MC2.4:  How is your hypothesis about the social structure in Part 1 supported by the city locations of Flovania? What part(s), if any, did the role of geographical information play in the social network of part one? 

In part 1 we could rule out scenario B but we had still two possible solutions for scenario A. The city locations helped us to choose between these to solutions. Both answers would put the suspected Employee and his Handlers in large cities as was required. Unfortunately there is no subgraph fitting the degrees constraints that would put the Fearless Leader in a large city. One of the solutions would also misplace the Middleman in the large city of Koul. That is why we chose the other solution where the suspected Fearless Leader and Middleman are both in middle cities, Kouvnic and Kannvic .


MC2.5:  In general, how are the Flitter users dispersed throughout the cities of this challenge? Which of the surrounding countries may have ties to this criminal operation?  Why might some be of more significant concern than others?

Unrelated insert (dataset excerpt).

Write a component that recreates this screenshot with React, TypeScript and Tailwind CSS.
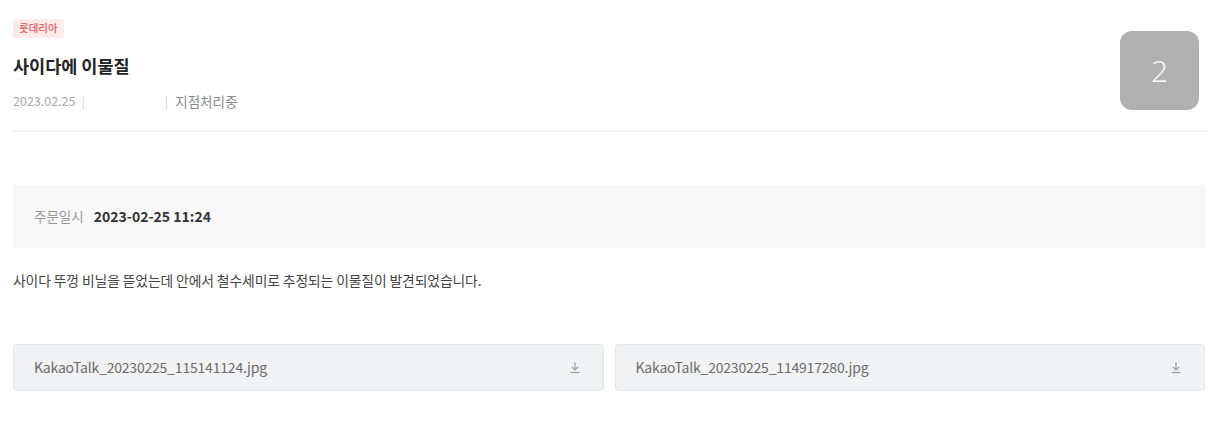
import React from "react";

const font = { fontFamily: '"Noto Sans CJK KR", "Noto Sans", sans-serif' };

function DownloadIcon() {
  return (
    <svg width="12" height="13" viewBox="0 0 12 13" fill="none" stroke="#9a9a9a" strokeWidth="1.2">
      <path d="M6 1.5v7" />
      <path d="M3 5.8l3 3 3-3" />
      <path d="M1.5 11.5h9" />
    </svg>
  );
}

function FileBox({ name }: { name: string }) {
  return (
    <div className="flex h-[47px] items-center justify-between rounded-[4px] border border-[#e6e7e8] bg-[#f1f2f3] pl-[20px] pr-[22px]">
      <span className="text-[14px] tracking-[-0.2px] text-[#6b6b6b]">{name}</span>
      <DownloadIcon />
    </div>
  );
}

export default function App() {
  return (
    <div className="relative h-[428px] w-[1227px] overflow-hidden bg-white" style={font}>
      <div className="w-[1205px] pl-[13px]">
        <div className="flex pt-[19px]">
          <span className="flex h-[19px] items-center rounded-[3px] bg-[#fdeaea] px-[6px] text-[10.5px] font-medium leading-none text-[#e0605e]">
            롯데리아
          </span>
        </div>
        <h1 className="mt-[17px] h-[22px] text-[17.5px] font-bold leading-[22px] text-[#222]">사이다에 이물질</h1>
        <div className="mt-[16px] flex h-[16px] items-center text-[12.5px] leading-[16px] text-[#a8a8a8]">
          <span>2023.02.25</span>
          <span className="ml-[6px] text-[#d0d0d0]">|</span>
          <span className="ml-[80px] text-[#d0d0d0]">|</span>
          <span className="ml-[7px] text-[13.5px] text-[#8a8a8a]">지점처리중</span>
        </div>
        <div className="mt-[21px] h-[2px] w-[1194px] bg-[#f2f2f2]" />
        <div className="mt-[53px] flex h-[63px] items-center bg-[#f8f8f9] pl-[21px]">
          <span className="text-[13.5px] text-[#999]">주문일시</span>
          <span className="ml-[10px] text-[14px] font-bold text-[#333]">2023-02-25 11:24</span>
        </div>
        <p className="mt-[23px] text-[13.8px] leading-[18px] tracking-[-0.1px] text-[#444]">
          사이다 뚜껑 비닐을 뜯었는데 안에서 철수세미로 추정되는 이물질이 발견되었습니다.
        </p>
        <div className="mt-[55px] grid grid-cols-2 gap-[11px]">
          <FileBox name="KakaoTalk_20230225_115141124.jpg" />
          <FileBox name="KakaoTalk_20230225_114917280.jpg" />
        </div>
      </div>
      <div className="absolute left-[1120px] top-[31px] flex h-[79px] w-[79px] items-center justify-center rounded-[12px] bg-[#b1b1b1]">
        <span className="text-[30px] font-light text-white" style={{ fontFamily: '"Open Sans", "Noto Sans", sans-serif' }}>2</span>
      </div>
    </div>
  );
}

The Flitter users are dispersed uniformly throughout the cities, that is, the number of users in each city is proportional to its size. On the other hand most of the suspected criminal network is concentrated in the city of Prounov which might indicate that this city is the center of operation of the network. To analyize the connections of this operation to the surrounding countries we have looked at the foreign contacs of the suspected Fearless Leader. We have found a total of 14 foreign contacts out of which 7 are in Otello, 4 in Tulamuk and 3 in Transpasko. This information would suggest that Posana is the most likely to be have ties to the organization. On the other hand if we take a closer look at the 14 people, only one of them has sufficiently many contacts to be really suspicious, namely @tolbert from Tulamuk. This might indicate that Trium should be of more significant concern.